One-year HKD fixed-deposit rate is hiked to as high as 2%.
Hong Kong banks are continuing their battle for HKD fixed deposits as interbank lending rates surge anew with the one-month Hong Kong Interbank Offered Rate (HIBOR) climbing for the ninth consecutive day to 1.457%, according to OCBC Treasury Research.
Fixed deposits are financial instruments that come with locked-in interest rates often set at higher rates than savings accounts.
Banks are scrambling for such products as three-month HIBOR rose to 1.96% in June whilst one-year HKD fixed-deposit rate has been lifted to as high as 2%.
“We expect one-year HKD fixed-deposit rate to continue moving up moderately towards 2.3% given possible funding squeeze associated with half-year end and mega IPOs. A combination of higher HIBOR and HKD fixed-deposit rate means increasing funding costs for banks,” OCBC Treasury Research added.
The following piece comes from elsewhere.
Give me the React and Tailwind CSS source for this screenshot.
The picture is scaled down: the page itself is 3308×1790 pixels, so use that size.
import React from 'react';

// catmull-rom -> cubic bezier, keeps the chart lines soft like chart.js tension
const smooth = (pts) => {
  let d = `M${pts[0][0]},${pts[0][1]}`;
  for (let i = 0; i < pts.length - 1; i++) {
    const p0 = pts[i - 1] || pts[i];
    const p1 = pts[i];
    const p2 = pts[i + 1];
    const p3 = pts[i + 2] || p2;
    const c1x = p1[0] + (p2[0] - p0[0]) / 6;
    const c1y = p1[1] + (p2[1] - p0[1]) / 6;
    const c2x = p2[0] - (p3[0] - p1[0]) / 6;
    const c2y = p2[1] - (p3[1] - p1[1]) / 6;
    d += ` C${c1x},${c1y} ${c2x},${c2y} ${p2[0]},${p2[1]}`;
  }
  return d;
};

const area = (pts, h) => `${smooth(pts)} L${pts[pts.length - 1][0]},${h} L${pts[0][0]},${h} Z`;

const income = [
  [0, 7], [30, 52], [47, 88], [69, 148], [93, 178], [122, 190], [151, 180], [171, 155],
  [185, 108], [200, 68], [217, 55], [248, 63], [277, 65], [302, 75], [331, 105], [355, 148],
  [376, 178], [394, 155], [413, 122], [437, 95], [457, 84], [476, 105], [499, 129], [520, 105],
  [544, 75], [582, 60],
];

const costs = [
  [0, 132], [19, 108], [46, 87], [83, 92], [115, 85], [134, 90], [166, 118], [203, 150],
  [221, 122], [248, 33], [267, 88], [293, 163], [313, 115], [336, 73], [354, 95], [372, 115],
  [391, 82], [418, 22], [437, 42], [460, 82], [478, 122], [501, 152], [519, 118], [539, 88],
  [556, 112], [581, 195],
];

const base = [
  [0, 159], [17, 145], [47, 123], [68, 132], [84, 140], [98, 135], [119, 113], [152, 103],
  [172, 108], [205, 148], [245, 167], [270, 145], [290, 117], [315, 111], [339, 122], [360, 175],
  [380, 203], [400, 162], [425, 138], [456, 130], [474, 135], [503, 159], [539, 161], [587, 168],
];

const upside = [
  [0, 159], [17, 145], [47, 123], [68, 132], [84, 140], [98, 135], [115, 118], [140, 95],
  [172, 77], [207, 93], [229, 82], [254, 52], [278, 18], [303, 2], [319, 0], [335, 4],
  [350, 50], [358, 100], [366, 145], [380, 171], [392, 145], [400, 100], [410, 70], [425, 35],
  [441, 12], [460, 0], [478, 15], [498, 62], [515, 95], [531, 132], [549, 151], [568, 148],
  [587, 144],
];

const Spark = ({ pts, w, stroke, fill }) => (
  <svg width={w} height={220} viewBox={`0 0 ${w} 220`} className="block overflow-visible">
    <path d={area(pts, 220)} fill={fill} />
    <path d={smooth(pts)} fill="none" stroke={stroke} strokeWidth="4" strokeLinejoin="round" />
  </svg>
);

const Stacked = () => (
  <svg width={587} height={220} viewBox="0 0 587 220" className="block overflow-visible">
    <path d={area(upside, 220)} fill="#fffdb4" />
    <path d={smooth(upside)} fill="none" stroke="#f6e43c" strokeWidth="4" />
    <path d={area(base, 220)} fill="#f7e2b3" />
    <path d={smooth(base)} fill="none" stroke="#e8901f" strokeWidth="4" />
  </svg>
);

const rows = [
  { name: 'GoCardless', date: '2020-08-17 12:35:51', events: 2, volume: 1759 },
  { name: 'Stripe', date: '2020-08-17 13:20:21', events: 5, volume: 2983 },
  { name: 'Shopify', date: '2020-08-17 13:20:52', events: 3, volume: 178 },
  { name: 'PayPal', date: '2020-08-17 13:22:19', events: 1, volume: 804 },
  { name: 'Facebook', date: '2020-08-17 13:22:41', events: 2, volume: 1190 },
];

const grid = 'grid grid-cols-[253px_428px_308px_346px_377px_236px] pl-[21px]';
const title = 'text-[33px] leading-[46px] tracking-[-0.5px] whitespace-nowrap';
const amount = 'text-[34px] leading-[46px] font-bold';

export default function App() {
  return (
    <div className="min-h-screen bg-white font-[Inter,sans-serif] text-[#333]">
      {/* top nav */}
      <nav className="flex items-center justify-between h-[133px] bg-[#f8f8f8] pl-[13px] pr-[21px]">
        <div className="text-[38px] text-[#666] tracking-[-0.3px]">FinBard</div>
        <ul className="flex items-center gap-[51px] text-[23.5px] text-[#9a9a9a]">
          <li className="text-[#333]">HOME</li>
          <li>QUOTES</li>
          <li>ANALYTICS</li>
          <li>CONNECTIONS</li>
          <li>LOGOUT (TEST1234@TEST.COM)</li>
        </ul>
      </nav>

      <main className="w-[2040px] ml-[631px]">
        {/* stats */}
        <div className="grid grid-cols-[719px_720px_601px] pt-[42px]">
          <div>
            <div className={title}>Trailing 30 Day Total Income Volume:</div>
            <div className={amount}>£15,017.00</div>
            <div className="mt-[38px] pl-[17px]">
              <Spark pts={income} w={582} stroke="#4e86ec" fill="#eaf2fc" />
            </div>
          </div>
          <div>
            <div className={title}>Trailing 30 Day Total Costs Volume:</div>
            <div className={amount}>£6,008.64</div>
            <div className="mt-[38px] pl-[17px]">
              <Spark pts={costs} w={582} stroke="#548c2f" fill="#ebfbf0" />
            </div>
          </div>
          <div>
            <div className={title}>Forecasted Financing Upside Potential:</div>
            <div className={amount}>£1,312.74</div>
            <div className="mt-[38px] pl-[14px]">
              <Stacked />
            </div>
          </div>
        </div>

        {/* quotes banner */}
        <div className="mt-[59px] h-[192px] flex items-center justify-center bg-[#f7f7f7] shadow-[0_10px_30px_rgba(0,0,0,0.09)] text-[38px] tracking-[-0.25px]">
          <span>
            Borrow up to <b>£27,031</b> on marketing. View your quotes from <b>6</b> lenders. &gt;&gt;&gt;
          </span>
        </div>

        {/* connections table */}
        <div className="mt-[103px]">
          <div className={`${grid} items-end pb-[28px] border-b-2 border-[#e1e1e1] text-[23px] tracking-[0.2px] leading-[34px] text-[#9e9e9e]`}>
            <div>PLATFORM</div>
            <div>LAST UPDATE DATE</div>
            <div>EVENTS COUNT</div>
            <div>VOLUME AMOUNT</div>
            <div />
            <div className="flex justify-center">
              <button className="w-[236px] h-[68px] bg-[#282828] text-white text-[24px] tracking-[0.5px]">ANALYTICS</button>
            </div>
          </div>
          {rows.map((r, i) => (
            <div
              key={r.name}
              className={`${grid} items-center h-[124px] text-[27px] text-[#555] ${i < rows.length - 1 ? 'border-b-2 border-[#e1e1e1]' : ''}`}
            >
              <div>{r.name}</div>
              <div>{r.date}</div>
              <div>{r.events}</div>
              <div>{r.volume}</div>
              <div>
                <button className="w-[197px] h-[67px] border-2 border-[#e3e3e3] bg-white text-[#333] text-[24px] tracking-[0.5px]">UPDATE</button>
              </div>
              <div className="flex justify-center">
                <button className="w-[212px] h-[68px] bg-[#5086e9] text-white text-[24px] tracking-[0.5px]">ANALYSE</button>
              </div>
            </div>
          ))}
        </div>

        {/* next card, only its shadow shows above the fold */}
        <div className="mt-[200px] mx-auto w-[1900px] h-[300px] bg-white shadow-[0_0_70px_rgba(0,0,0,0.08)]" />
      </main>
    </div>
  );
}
With Xiaomi and China Tower gunning for blockbuster listings that could easily raise as much as $10b each, banks are preparing for tighter liquidity conditions, squeezing their profitability. Some lenders like HSBC, BOC Hong Kong and ICBC (Asia) have already halted their fixed-rate mortgage programmes in an effort to counter higher borrowing rates.
“We could expect a very notable increase in Hibor if an IPO is very oversubscribed,” Ronald Man, a strategist at Bank of America Merrill Lynch in Hong Kong told Bloomberg. “Hong Kong dollar funding conditions could tighten temporarily during an IPO process -- this tightening of funding conditions usually lasts until the IPO process is over.”